WRITTEN INSTRUCTION >> Starting at the line containing "Generate a component" and ending at the line containing "string[]; top: number;", reproduce each line exactly as written, with both end lines included and all pictures omitted.
_____
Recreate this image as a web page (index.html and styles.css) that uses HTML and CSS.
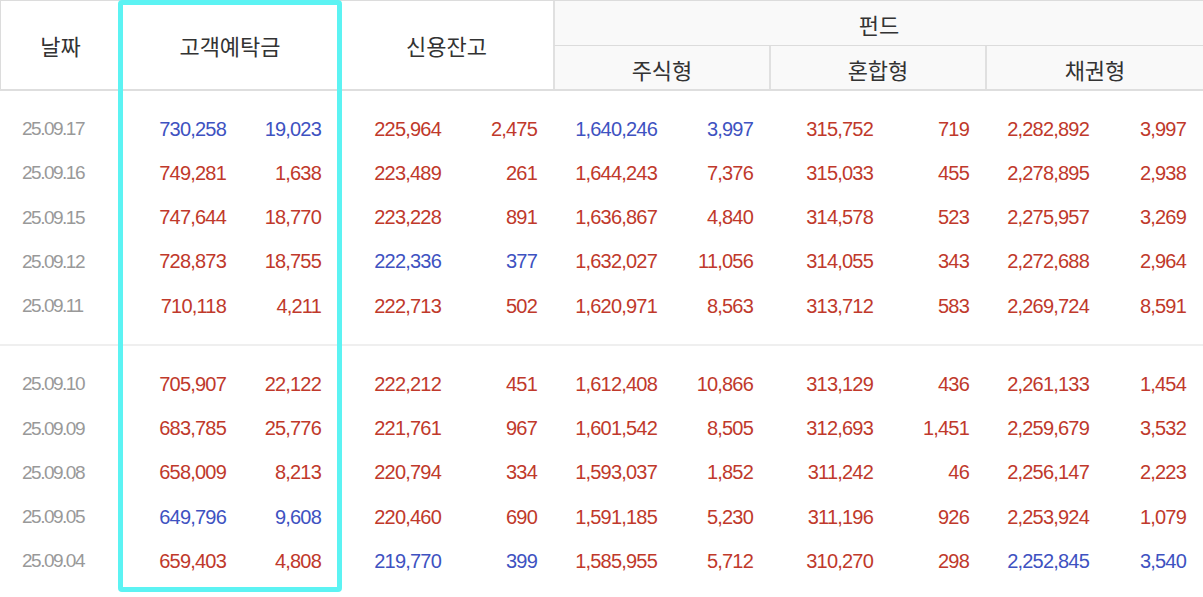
FILE: index.html
```html
<!DOCTYPE html>
<html lang="ko">
<head>
<meta charset="utf-8">
<title>증시 자금 동향</title>
<link rel="stylesheet" href="styles.css">
</head>
<body>
<div class="board">
  <div class="head">
    <div class="hc span2 first">날짜</div>
    <div class="hc span2">고객예탁금</div>
    <div class="hc span2">신용잔고</div>
    <div class="hc fund fund-top">펀드</div>
    <div class="hc fund sub sub-first">주식형</div>
    <div class="hc fund sub">혼합형</div>
    <div class="hc fund sub">채권형</div>
  </div>

  <div class="group">
    <div class="row"><span class="d">25.09.17</span><span class="b">730,258</span><span class="b">19,023</span><span class="r">225,964</span><span class="r">2,475</span><span class="b">1,640,246</span><span class="b">3,997</span><span class="r">315,752</span><span class="r">719</span><span class="r">2,282,892</span><span class="r">3,997</span></div>
    <div class="row"><span class="d">25.09.16</span><span class="r">749,281</span><span class="r">1,638</span><span class="r">223,489</span><span class="r">261</span><span class="r">1,644,243</span><span class="r">7,376</span><span class="r">315,033</span><span class="r">455</span><span class="r">2,278,895</span><span class="r">2,938</span></div>
    <div class="row"><span class="d">25.09.15</span><span class="r">747,644</span><span class="r">18,770</span><span class="r">223,228</span><span class="r">891</span><span class="r">1,636,867</span><span class="r">4,840</span><span class="r">314,578</span><span class="r">523</span><span class="r">2,275,957</span><span class="r">3,269</span></div>
    <div class="row"><span class="d">25.09.12</span><span class="r">728,873</span><span class="r">18,755</span><span class="b">222,336</span><span class="b">377</span><span class="r">1,632,027</span><span class="r">11,056</span><span class="r">314,055</span><span class="r">343</span><span class="r">2,272,688</span><span class="r">2,964</span></div>
    <div class="row"><span class="d">25.09.11</span><span class="r">710,118</span><span class="r">4,211</span><span class="r">222,713</span><span class="r">502</span><span class="r">1,620,971</span><span class="r">8,563</span><span class="r">313,712</span><span class="r">583</span><span class="r">2,269,724</span><span class="r">8,591</span></div>
  </div>
  <div class="group sep">
    <div class="row"><span class="d">25.09.10</span><span class="r">705,907</span><span class="r">22,122</span><span class="r">222,212</span><span class="r">451</span><span class="r">1,612,408</span><span class="r">10,866</span><span class="r">313,129</span><span class="r">436</span><span class="r">2,261,133</span><span class="r">1,454</span></div>
    <div class="row"><span class="d">25.09.09</span><span class="r">683,785</span><span class="r">25,776</span><span class="r">221,761</span><span class="r">967</span><span class="r">1,601,542</span><span class="r">8,505</span><span class="r">312,693</span><span class="r">1,451</span><span class="r">2,259,679</span><span class="r">3,532</span></div>
    <div class="row"><span class="d">25.09.08</span><span class="r">658,009</span><span class="r">8,213</span><span class="r">220,794</span><span class="r">334</span><span class="r">1,593,037</span><span class="r">1,852</span><span class="r">311,242</span><span class="r">46</span><span class="r">2,256,147</span><span class="r">2,223</span></div>
    <div class="row"><span class="d">25.09.05</span><span class="b">649,796</span><span class="b">9,608</span><span class="r">220,460</span><span class="r">690</span><span class="r">1,591,185</span><span class="r">5,230</span><span class="r">311,196</span><span class="r">926</span><span class="r">2,253,924</span><span class="r">1,079</span></div>
    <div class="row"><span class="d">25.09.04</span><span class="r">659,403</span><span class="r">4,808</span><span class="b">219,770</span><span class="b">399</span><span class="r">1,585,955</span><span class="r">5,712</span><span class="r">310,270</span><span class="r">298</span><span class="b">2,252,845</span><span class="b">3,540</span></div>
  </div>

  <div class="highlight"></div>
</div>
</body>
</html>
```

FILE: styles.css
```css
html, body {
  margin: 0;
  padding: 0;
  background: #ffffff;
}

body {
  width: 1203px;
  height: 597px;
  overflow: hidden;
  font-family: "Liberation Sans", "Noto Sans CJK KR", sans-serif;
}

.board {
  position: relative;
  width: 1203px;
}

/* ---------- header ---------- */
.head {
  display: grid;
  grid-template-columns: 120px 220px 213px 216px 216px 1fr;
  grid-template-rows: 45px 43px;
  border-top: 1px solid #dcdcdc;
  border-bottom: 2px solid #dedede;
  font-family: "Noto Sans CJK KR", "Liberation Sans", sans-serif;
  font-size: 22px;
  color: #333333;
}

.hc {
  display: flex;
  align-items: center;
  justify-content: center;
  background: #ffffff;
}

.span2 {
  grid-row: span 2;
}

.first {
  border-left: 1px solid #dcdcdc;
}

.fund {
  background: #f9f9f9;
}

.fund-top {
  grid-column: 4 / 7;
  border-left: 2px solid #e0e0e0;
  border-bottom: 1px solid #dcdcdc;
  padding-top: 1px;
}

.sub {
  border-left: 2px solid #e0e0e0;
  padding-top: 2px;
}

.sub-first {
  border-left: 2px solid #e0e0e0;
}

/* ---------- body ---------- */
.group {
  padding: 16px 0;
}

.group.sep {
  border-top: 2px solid #efefef;
}

.row {
  display: grid;
  grid-template-columns: 120px 106px 95px 120px 96px 120px 96px 120px 96px 120px 97px 1fr;
  height: 44.25px;
  align-items: center;
  font-size: 20px;
  letter-spacing: -0.8px;
}

.row span {
  text-align: right;
  white-space: nowrap;
}

.row .d {
  text-align: left;
  padding-left: 22px;
  font-size: 19px;
  letter-spacing: -1.5px;
  color: #999999;
}

.r {
  color: #c0392b;
}

.b {
  color: #3e52c1;
}

/* ---------- cyan highlight overlay ---------- */
.highlight {
  position: absolute;
  left: 118px;
  top: 0;
  width: 224px;
  height: 592px;
  box-sizing: border-box;
  border: 5px solid #5cf3f3;
  border-radius: 4px;
  pointer-events: none;
}
```
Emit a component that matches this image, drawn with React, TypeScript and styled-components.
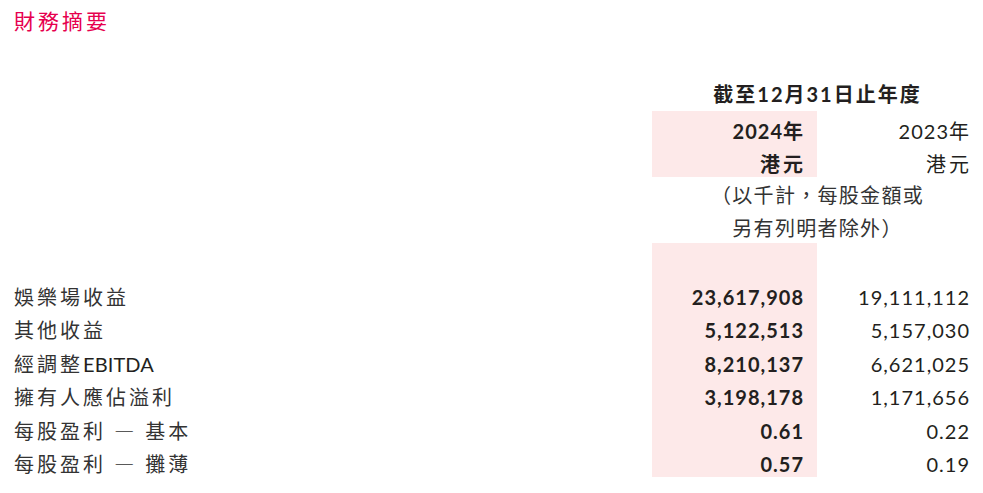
import React from "react";
import styled, { createGlobalStyle } from "styled-components";

const GlobalStyle = createGlobalStyle`
  html, body {
    margin: 0;
    padding: 0;
    background: #ffffff;
  }
  body {
    font-family: "Lato", "Noto Sans CJK TC", sans-serif;
    color: #231f20;
  }
`;

const Page = styled.div`
  width: 983px;
  padding-top: 6px;
`;

const Title = styled.h1`
  margin: 0 0 43px;
  padding-left: 14px;
  font-size: 21px;
  line-height: 30px;
  font-weight: 400;
  letter-spacing: 3px;
  color: #e6004e;
`;

const Table = styled.div`
  display: grid;
  grid-template-columns: 1fr 165px 166px;
  padding-left: 14px;
  font-size: 20px;
`;

const Period = styled.div`
  grid-column: 2 / 4;
  height: 32px;
  line-height: 30px;
  text-align: center;
  font-weight: 700;
  letter-spacing: 2px;
`;

const Note = styled.div`
  grid-column: 2 / 4;
  height: 33px;
  box-sizing: border-box;
  padding-top: 5px;
  line-height: 26px;
  text-align: center;
  letter-spacing: 1.3px;
  color: #333;
`;

const Blank = styled.div<{ $h: number }>`
  height: ${(p) => p.$h}px;
`;

const Value = styled.div<{ $current?: boolean; $h?: number }>`
  height: ${(p) => p.$h ?? 33.4}px;
  box-sizing: border-box;
  padding: 7px 13px 0 0;
  line-height: 26px;
  text-align: right;
  letter-spacing: 1px;
  font-weight: ${(p) => (p.$current ? 700 : 400)};
  background: ${(p) => (p.$current ? "#fde9e9" : "transparent")};
`;

const Unit = styled(Value)`
  letter-spacing: 3px;
  padding-right: 11px;
`;

const Label = styled.div`
  height: 33.4px;
  box-sizing: border-box;
  padding-top: 7px;
  line-height: 26px;
  letter-spacing: 3px;
  color: #333;
`;

const Latin = styled.span`
  letter-spacing: 0.1px;
  color: #231f20;
`;

// full-width dash between the EPS label and its kind
const Dash = styled.span`
  font-family: "Noto Sans CJK TC", sans-serif;
  font-feature-settings: "fwid" 1;
  font-weight: 300;
`;

const rows: { label: React.ReactNode; current: string; prior: string }[] = [
  { label: "娛樂場收益", current: "23,617,908", prior: "19,111,112" },
  { label: "其他收益", current: "5,122,513", prior: "5,157,030" },
  {
    label: (
      <>
        經調整<Latin>EBITDA</Latin>
      </>
    ),
    current: "8,210,137",
    prior: "6,621,025",
  },
  { label: "擁有人應佔溢利", current: "3,198,178", prior: "1,171,656" },
  {
    label: (
      <>
        每股盈利 <Dash>—</Dash> 基本
      </>
    ),
    current: "0.61",
    prior: "0.22",
  },
  {
    label: (
      <>
        每股盈利 <Dash>—</Dash> 攤薄
      </>
    ),
    current: "0.57",
    prior: "0.19",
  },
];

export default function App() {
  return (
    <Page>
      <GlobalStyle />
      <Title>財務摘要</Title>
      <Table>
        <Blank $h={32} />
        <Period>截至12月31日止年度</Period>

        <Blank $h={33} />
        <Value $current $h={33}>
          2024年
        </Value>
        <Value $h={33}>2023年</Value>

        <Blank $h={33} />
        <Unit $current $h={33}>
          港元
        </Unit>
        <Unit $h={33}>港元</Unit>

        <Blank $h={33} />
        <Note>（以千計，每股金額或</Note>
        <Blank $h={33} />
        <Note>另有列明者除外）</Note>

        <Blank $h={34} />
        <Value $current $h={34} />
        <Blank $h={34} />

        {rows.map((r, i) => (
          <React.Fragment key={i}>
            <Label>{r.label}</Label>
            <Value $current>{r.current}</Value>
            <Value>{r.prior}</Value>
          </React.Fragment>
        ))}
      </Table>
    </Page>
  );
}
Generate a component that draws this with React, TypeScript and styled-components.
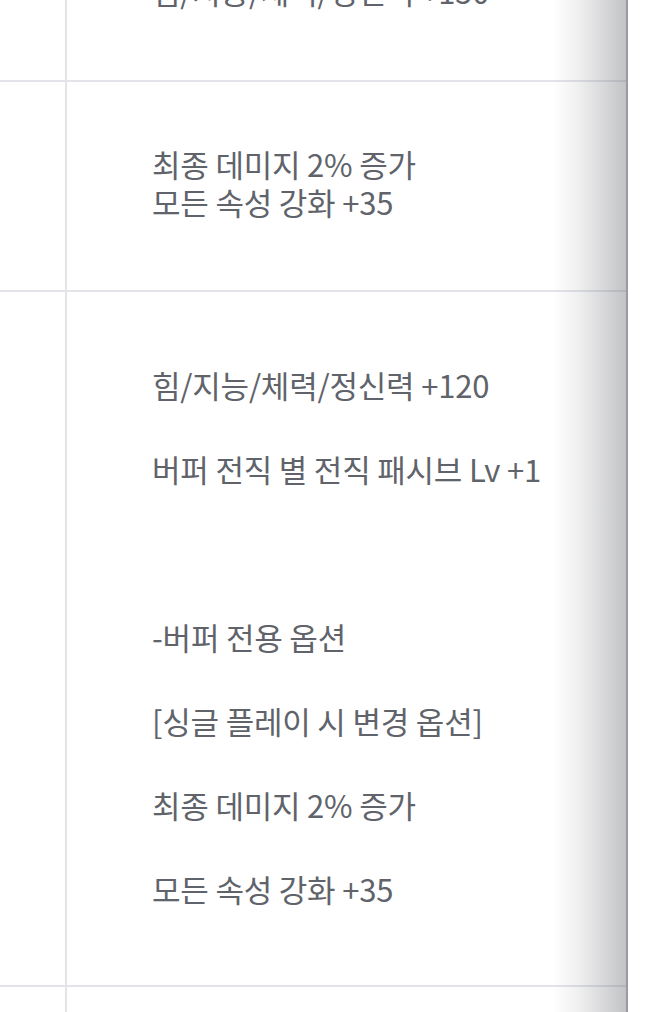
import styled, { createGlobalStyle } from "styled-components";

const GlobalStyle = createGlobalStyle`
  html, body {
    margin: 0;
    padding: 0;
    background: #fff;
  }

  body {
    font-family: "Noto Sans CJK KR", "Noto Sans", sans-serif;
  }
`;

type Block = { lines: string[]; top: number; bottom: number; gap: number };

const rows: Block[] = [
  {
    lines: ["최종 데미지 2% 증가", "힘/지능/체력/정신력 +150"],
    top: 62,
    bottom: 70,
    gap: 0,
  },
  {
    lines: ["최종 데미지 2% 증가", "모든 속성 강화 +35"],
    top: 63,
    bottom: 69,
    gap: 0,
  },
  {
    lines: [
      "힘/지능/체력/정신력 +120",
      "버퍼 전직 별 전직 패시브 Lv +1",
      "",
      "-버퍼 전용 옵션",
      "[싱글 플레이 시 변경 옵션]",
      "최종 데미지 2% 증가",
      "모든 속성 강화 +35",
    ],
    top: 74,
    bottom: 77,
    gap: 46,
  },
  {
    lines: ["모든 속성 강화 +35"],
    top: 70,
    bottom: 70,
    gap: 0,
  },
];

const App = () => {
  return (
    <>
      <GlobalStyle />
      <Page>
        <TableWrap>
          {rows.map((row, i) => (
            <Row key={i}>
              <LabelCell />
              <ValueCell $top={row.top} $bottom={row.bottom} $gap={row.gap}>
                {row.lines.map((line, j) => (
                  <Line key={j}>{line || "\u00a0"}</Line>
                ))}
              </ValueCell>
            </Row>
          ))}
          <ScrollShadow />
        </TableWrap>
      </Page>
    </>
  );
};

const Page = styled.div`
  width: 662px;
  height: 1012px;
  overflow: hidden;
  background: #fff;
`;

const TableWrap = styled.div`
  position: relative;
  width: 628px;
  margin-top: -128px;
`;

const Row = styled.div`
  display: grid;
  grid-template-columns: 67px 1fr;
  border-bottom: 2px solid #e3e4e9;
`;

const LabelCell = styled.div`
  border-right: 2px solid #e3e4e9;
`;

const ValueCell = styled.div<{ $top: number; $bottom: number; $gap: number }>`
  display: flex;
  flex-direction: column;
  gap: ${(p) => p.$gap}px;
  padding: ${(p) => p.$top}px 0 ${(p) => p.$bottom}px 85px;
  color: #60636a;
  font-size: 31px;
  line-height: 38px;
  letter-spacing: -0.2px;
  white-space: nowrap;
`;

const Line = styled.p`
  margin: 0;
`;

const ScrollShadow = styled.div`
  position: absolute;
  top: 0;
  right: 0;
  bottom: 0;
  width: 74px;
  pointer-events: none;
  background: linear-gradient(
    to right,
    rgba(110, 112, 118, 0) 0%,
    rgba(110, 112, 118, 0.1) 35%,
    rgba(110, 112, 118, 0.42) 100%
  );
  border-right: 2px solid #9a9ba1;
`;

export default App;
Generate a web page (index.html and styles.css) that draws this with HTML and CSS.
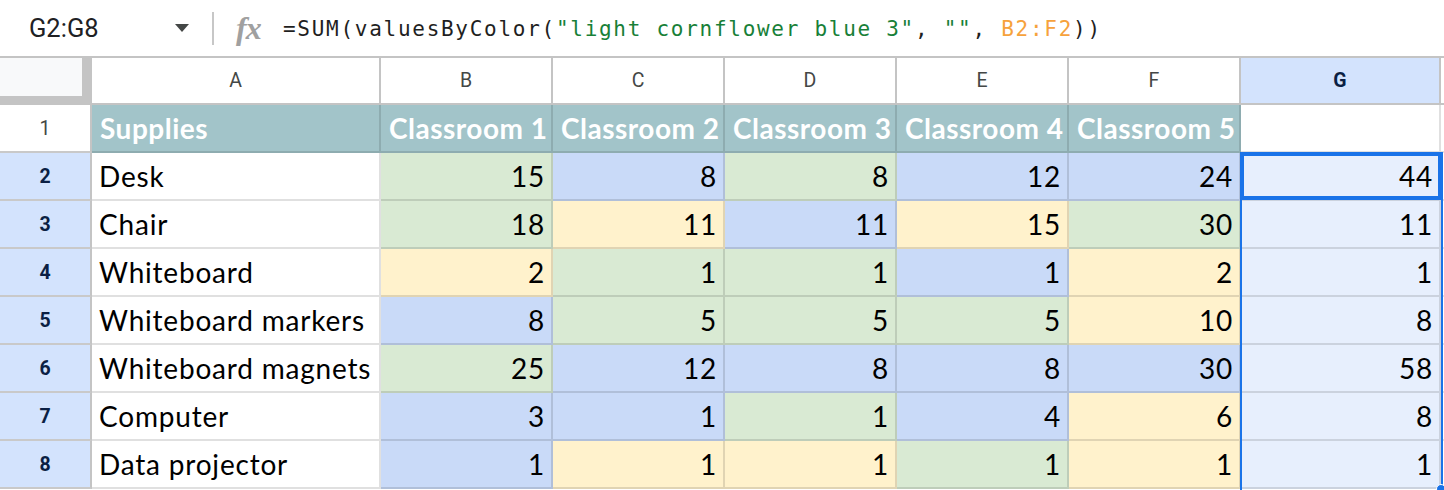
_____
THE SOLUTION >>
Generate a component that draws this with React, TypeScript and styled-components.
import styled, { createGlobalStyle } from "styled-components";

const GlobalStyle = createGlobalStyle`
  html, body {
    margin: 0;
    padding: 0;
    background: #fff;
  }

  body {
    font-family: "Noto Sans CJK KR", "Noto Sans", sans-serif;
  }
`;

type Block = { lines: string[]; top: number; bottom: number; gap: number };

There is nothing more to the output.